A typical optimization for convolution kernels in compute shaders is to use shared memory. When running a convolution kernel, the simulation asks for each SDF cell to reads its neighbor's values from global memory. This is expensive considering we poll the SDF for a given position multiple times, including while calculating the normal of a surface, which scales based on the half-width of our convolution kernel. Due to this repetition, it benefits us to load the SDF values into shared memory before performing the convolution. This is because shared memory is closer to the chip than global memory, but shared memory is only accessible on a per-block basis. Because of this restriction, we need to introduce barriers between writing to shared memory and reading from it as threads cooperatively load the SDF values. The figure below shows the impact of using shared memory use.

As can be seen, with a kernel width of 1, shared memory doesn't give us any benefit, likely because of the overhead introduced by the barrier. However, once we increase the kernel half-size, the simulation speed with shared memory doesn't slow down as fast as with global memory. In our observations, though, this doesn't increase the speed of our kernels enough to increase our kernel half-width. There might be room for improvement by utilizing parts of the shared memory access in the vector field displacements as well.

SDF Generation

As mentioned before, we use a kd-tree for the mesh to SDF conversion. However, SDF generation is highly dependent on grid size. Fortunately, the distance field of a mesh does not require high resolution and can be done in lower resolution grids. In the end, we did use the same resolution as our simulation, but a smaller texture could be used and the upsampled.

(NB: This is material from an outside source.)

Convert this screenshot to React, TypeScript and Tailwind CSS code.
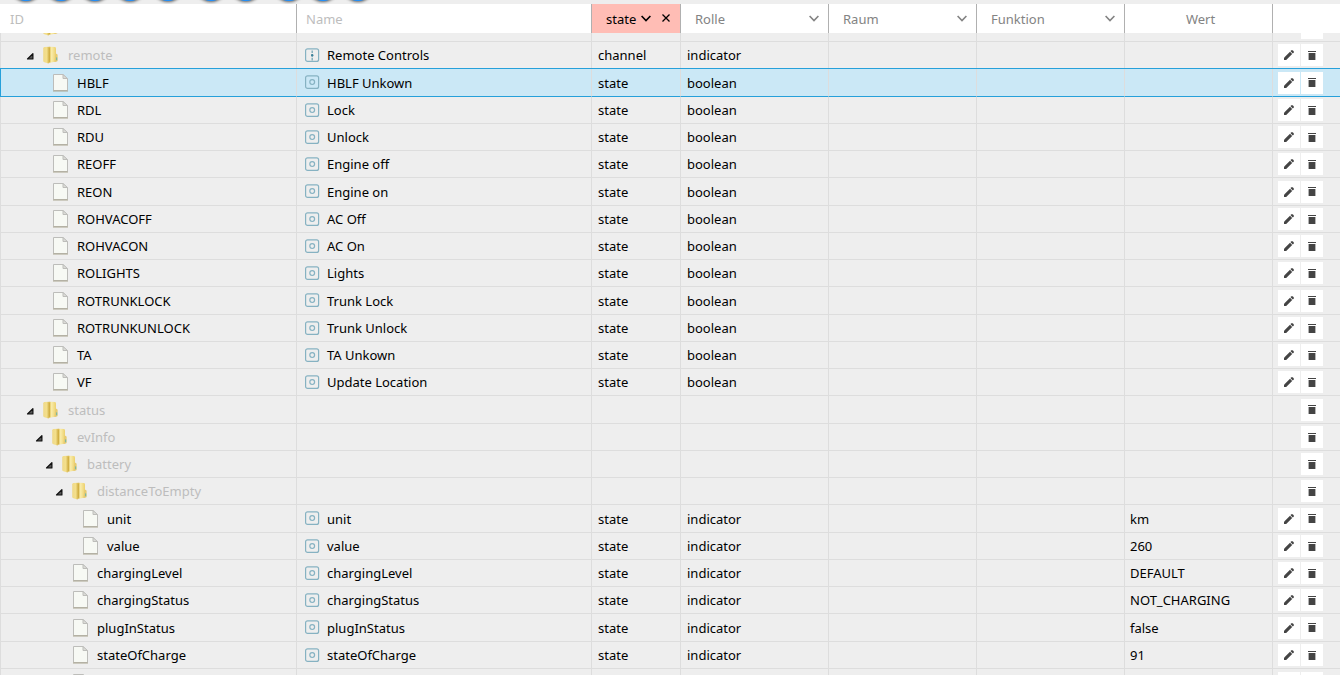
import React from "react";

type Row = {
  id: string;
  depth: number;
  kind: "folder" | "file";
  name?: string;
  type?: "state" | "channel";
  role?: string;
  value?: string;
  selected?: boolean;
};

const remote = (id: string, name: string, selected = false): Row => ({
  id, name, depth: 3, kind: "file", type: "state", role: "boolean", selected,
});

const info = (id: string, value: string, depth: number): Row => ({
  id, name: id, depth, kind: "file", type: "state", role: "indicator", value,
});

const rows: Row[] = [
  { id: "remote", depth: 0, kind: "folder", name: "Remote Controls", type: "channel", role: "indicator" },
  remote("HBLF", "HBLF Unkown", true),
  remote("RDL", "Lock"),
  remote("RDU", "Unlock"),
  remote("REOFF", "Engine off"),
  remote("REON", "Engine on"),
  remote("ROHVACOFF", "AC Off"),
  remote("ROHVACON", "AC On"),
  remote("ROLIGHTS", "Lights"),
  remote("ROTRUNKLOCK", "Trunk Lock"),
  remote("ROTRUNKUNLOCK", "Trunk Unlock"),
  remote("TA", "TA Unkown"),
  remote("VF", "Update Location"),
  { id: "status", depth: 0, kind: "folder" },
  { id: "evInfo", depth: 1, kind: "folder" },
  { id: "battery", depth: 2, kind: "folder" },
  { id: "distanceToEmpty", depth: 3, kind: "folder" },
  info("unit", "km", 6),
  info("value", "260", 6),
  info("chargingLevel", "DEFAULT", 5),
  info("chargingStatus", "NOT_CHARGING", 5),
  info("plugInStatus", "false", 5),
  info("stateOfCharge", "91", 5),
];

const folderIndent = ["pl-[25px]", "pl-[34px]", "pl-[44px]", "pl-[54px]"];
const fileIndent = ["", "", "", "pl-[52px]", "", "pl-[72px]", "pl-[82px]"];

function Folder() {
  return (
    <svg width="16" height="18" viewBox="0 0 16 18" className="shrink-0">
      <defs>
        <linearGradient id="folder-back" x1="0" x2="1">
          <stop offset="0" stopColor="#efd98a" />
          <stop offset="0.5" stopColor="#f3df8c" />
          <stop offset="1" stopColor="#cfab3c" />
        </linearGradient>
        <linearGradient id="folder-front" x1="0" x2="1">
          <stop offset="0" stopColor="#dcbb4c" />
          <stop offset="0.35" stopColor="#f9ecaa" />
          <stop offset="1" stopColor="#ecd06c" />
        </linearGradient>
      </defs>
      <path d="M1.2 2.4 Q1.2 1.2 2.4 1 L8 0.8 V16.2 L6.4 17.4 L2.4 16.2 Q1.2 15.8 1.2 15 Z" fill="url(#folder-back)" />
      <path d="M7.2 1.6 Q7.4 0.8 8.6 0.8 L13 1 Q14 1.2 14 2.4 V15.6 L9.2 16.6 Q7.6 16.8 7.4 15.6 Z" fill="url(#folder-front)" />
      <path d="M13.6 7.4 L15 8 Q15.6 8.3 15.6 9 V14.6 Q15.6 15.2 15 15.4 L12.4 15.9 Z" fill="#e6ca70" />
      <path d="M7.3 2 V15.8" stroke="#c9a53a" strokeWidth="0.7" />
      <rect x="14" y="11.4" width="1.2" height="2.8" fill="#7fb8a0" />
    </svg>
  );
}

function FileIcon() {
  return (
    <svg width="16" height="18" viewBox="0 0 16 18" className="shrink-0">
      <path d="M0.5 0.5 H10 L14.5 5 V16.5 H0.5 Z" fill="#f7f9f4" stroke="#bdbdba" />
      <path d="M10 0.5 V4.5 H14.5 Z" fill="#dcdcd8" stroke="#bdbdba" />
      <path d="M0 17 H15" stroke="#aaa58f" strokeWidth="1" />
    </svg>
  );
}

function Expander() {
  return (
    <svg width="8" height="8" viewBox="0 0 8 8" className="mt-0.5 shrink-0">
      <path d="M6.9 1.6 V7 H1.5 Z" fill="#555" stroke="#111" strokeWidth="1.2" strokeLinejoin="round" />
    </svg>
  );
}

function TypeIcon({ channel }: { channel: boolean }) {
  return (
    <svg width="15" height="15" viewBox="0 0 15 15" fill="none" className="shrink-0">
      <rect x="0.6" y="0.8" width="13" height="12.6" rx="2" stroke="#86b2c2" strokeWidth="1.2" />
      {channel ? (
        <>
          <path d="M7.2 2.4 V12.4" stroke="#7fabb9" strokeWidth="1.4" strokeDasharray="2.6 1.1" />
          <circle cx="7.2" cy="7.2" r="1.2" fill="#3f8299" />
        </>
      ) : (
        <circle cx="7.2" cy="7.1" r="2.4" stroke="#86b2c2" strokeWidth="1.2" />
      )}
    </svg>
  );
}

function Chevron() {
  return (
    <svg width="10" height="7" viewBox="0 0 10 7" fill="none" className="shrink-0">
      <path d="M0.6 1 L5 5.6 L9.4 1" stroke="currentColor" strokeWidth="1.6" />
    </svg>
  );
}

function Pencil() {
  return (
    <svg width="10" height="10" viewBox="0 0 10 10" fill="#444">
      <path d="M0 10 V7.8 L6 1.8 L8.2 4 L2.2 10 Z" />
      <path d="M6.6 1.2 L7.6 0.2 Q8 -0.1 8.4 0.2 L9.8 1.6 Q10.1 2 9.8 2.4 L8.8 3.4 Z" />
    </svg>
  );
}

function Trash() {
  return (
    <svg width="8" height="9" viewBox="0 0 8 9" fill="#444">
      <path d="M0 0 H8 V1 H0 Z M0.6 2 H7.4 V9 H0.6 Z" />
    </svg>
  );
}

const actionClass = "flex size-[22px] items-center justify-center bg-white";
const cell = "border-r border-b border-[#dddddd] p-0";

function TreeRow({ row, index }: { row: Row; index: number }) {
  const tone = row.selected
    ? "bg-[#cbe8f6] [&>td]:border-b-[#26a0da] [&>td]:shadow-[0_-1px_0_#26a0da]"
    : "";
  const height = index % 4 === 1 ? "h-7" : "h-[27px]";
  return (
    <tr className={`${height} ${tone}`}>
      <td className={`${cell} border-l ${row.selected ? "border-l-[#26a0da]" : ""}`}>
        {row.kind === "folder" ? (
          <div className={`flex items-center ${folderIndent[row.depth]}`}>
            <Expander />
            <span className="ml-2 flex items-center gap-[10px] text-[#bdbdbd]">
              <Folder />
              {row.id}
            </span>
          </div>
        ) : (
          <div className={`flex items-center gap-2 ${fileIndent[row.depth]}`}>
            <FileIcon />
            {row.id}
          </div>
        )}
      </td>
      <td className={cell}>
        {row.type && (
          <div className="flex items-center gap-[7px] pl-2">
            <TypeIcon channel={row.type === "channel"} />
            {row.name}
          </div>
        )}
      </td>
      <td className={`${cell} pl-1.5`}>{row.type}</td>
      <td className={`${cell} pl-1.5`}>{row.role}</td>
      <td className={cell} />
      <td className={cell} />
      <td className={`${cell} pl-[5px]`}>{row.value}</td>
      <td className="border-b border-[#dddddd] p-0">
        <div className="flex justify-end gap-px pr-[17px]">
          {row.type && (
            <button type="button" aria-label={`Edit ${row.id}`} className={actionClass}>
              <Pencil />
            </button>
          )}
          <button type="button" aria-label={`Delete ${row.id}`} className={actionClass}>
            <Trash />
          </button>
        </div>
      </td>
    </tr>
  );
}

const toolbar = [
  "ml-[10px]", "ml-[3px]", "ml-[2px]", "ml-[3px]", "ml-[6px]",
  "ml-[11px]", "ml-[3px]", "ml-[11px]", "ml-[2px]", "ml-[3px]",
];

const head = "border-r border-[#b0b0b0] p-0 text-left font-normal";

export default function App() {
  return (
    <div className="h-screen overflow-hidden bg-[#eeeeee] font-['Noto_Sans',sans-serif] text-[13px] leading-5 text-black">
      <div className="flex h-1 items-end overflow-hidden pb-[3px]">
        {toolbar.map((margin, i) => (
          <button
            key={i}
            type="button"
            aria-label={`Tool ${i + 1}`}
            className={`size-8 shrink-0 rounded-full bg-[#1e90ff] shadow-[0_1px_3px_rgba(0,0,0,0.6)] ${margin}`}
          />
        ))}
      </div>
      <table className="w-full table-fixed border-separate border-spacing-0">
        <colgroup>
          <col className="w-[297px]" />
          <col />
          <col className="w-[89px]" />
          <col className="w-[148px]" />
          <col className="w-[148px]" />
          <col className="w-[148px]" />
          <col className="w-[148px]" />
          <col className="w-[67px]" />
        </colgroup>
        <thead>
          <tr className="h-[29px] bg-white text-[#838383]">
            <th className={`${head} text-[#bdbdbd]`}>
              <span className="pl-[10px]">ID</span>
            </th>
            <th className={`${head} text-[#bdbdbd]`}>
              <span className="pl-[9px]">Name</span>
            </th>
            <th className={`${head} bg-[#ffbdb5] text-black`}>
              <div className="flex items-center pl-3.5">
                <button type="button" className="flex items-center gap-[5px]">
                  state
                  <Chevron />
                </button>
                <button type="button" aria-label="Clear filter" className="ml-[11px]">
                  <svg width="8" height="8" viewBox="0 0 8 8" className="mb-0.5">
                    <path d="M0.5 0.5 L7.5 7.5 M7.5 0.5 L0.5 7.5" stroke="#000" strokeWidth="1.3" />
                  </svg>
                </button>
              </div>
            </th>
            {["Rolle", "Raum", "Funktion"].map((label) => (
              <th key={label} className={head}>
                <button type="button" className="flex w-full items-center justify-between pr-[9px] pl-3.5">
                  {label}
                  <Chevron />
                </button>
              </th>
            ))}
            <th className="border-r border-[#b0b0b0] py-0 pr-0 pl-1 text-center font-normal">Wert</th>
            <th className="p-0" aria-label="Actions" />
          </tr>
        </thead>
        <tbody>
          <tr className="h-[9px]">
            <td className={`${cell} border-l`}>
              <div className="flex h-2 items-start overflow-hidden pl-[41px]">
                <div className="flex h-[3px] items-end overflow-hidden">
                  <Folder />
                </div>
              </div>
            </td>
            <td className={cell} />
            <td className={cell} />
            <td className={cell} />
            <td className={cell} />
            <td className={cell} />
            <td className={cell} />
            <td className="border-b border-[#dddddd] p-0">
              <div className="flex h-2 justify-end pr-[17px]">
                <div className="h-1.5 w-[22px] bg-white" />
              </div>
            </td>
          </tr>
          {rows.map((row, i) => (
            <TreeRow key={row.id} row={row} index={i} />
          ))}
          <tr>
            <td className="border-r border-l border-[#dddddd] p-0">
              <div className="flex h-7 items-center pl-[72px]">
                <FileIcon />
              </div>
            </td>
            <td className="border-r border-[#dddddd] p-0">
              <div className="flex h-7 items-center pl-2">
                <TypeIcon channel={false} />
              </div>
            </td>
            <td className="border-r border-[#dddddd] p-0" />
            <td className="border-r border-[#dddddd] p-0" />
            <td className="border-r border-[#dddddd] p-0" />
            <td className="border-r border-[#dddddd] p-0" />
            <td className="border-r border-[#dddddd] p-0" />
            <td className="p-0">
              <div className="flex justify-end gap-px pr-[17px]">
                <div className={actionClass} />
                <div className={actionClass} />
              </div>
            </td>
          </tr>
        </tbody>
      </table>
    </div>
  );
}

The kd-tree is uploaded to two separate buffers; one contains node data information and the other precomputed triangle information. The algorithm requires the node data buffer to be less than 64kb, so that in the compute shader every thread uploads a subsection of this buffer to shared memory, thus speeding up the node data lookup for tree traversal. Although performance improved, it is highly dependent on the tree structure and the underlying mesh data.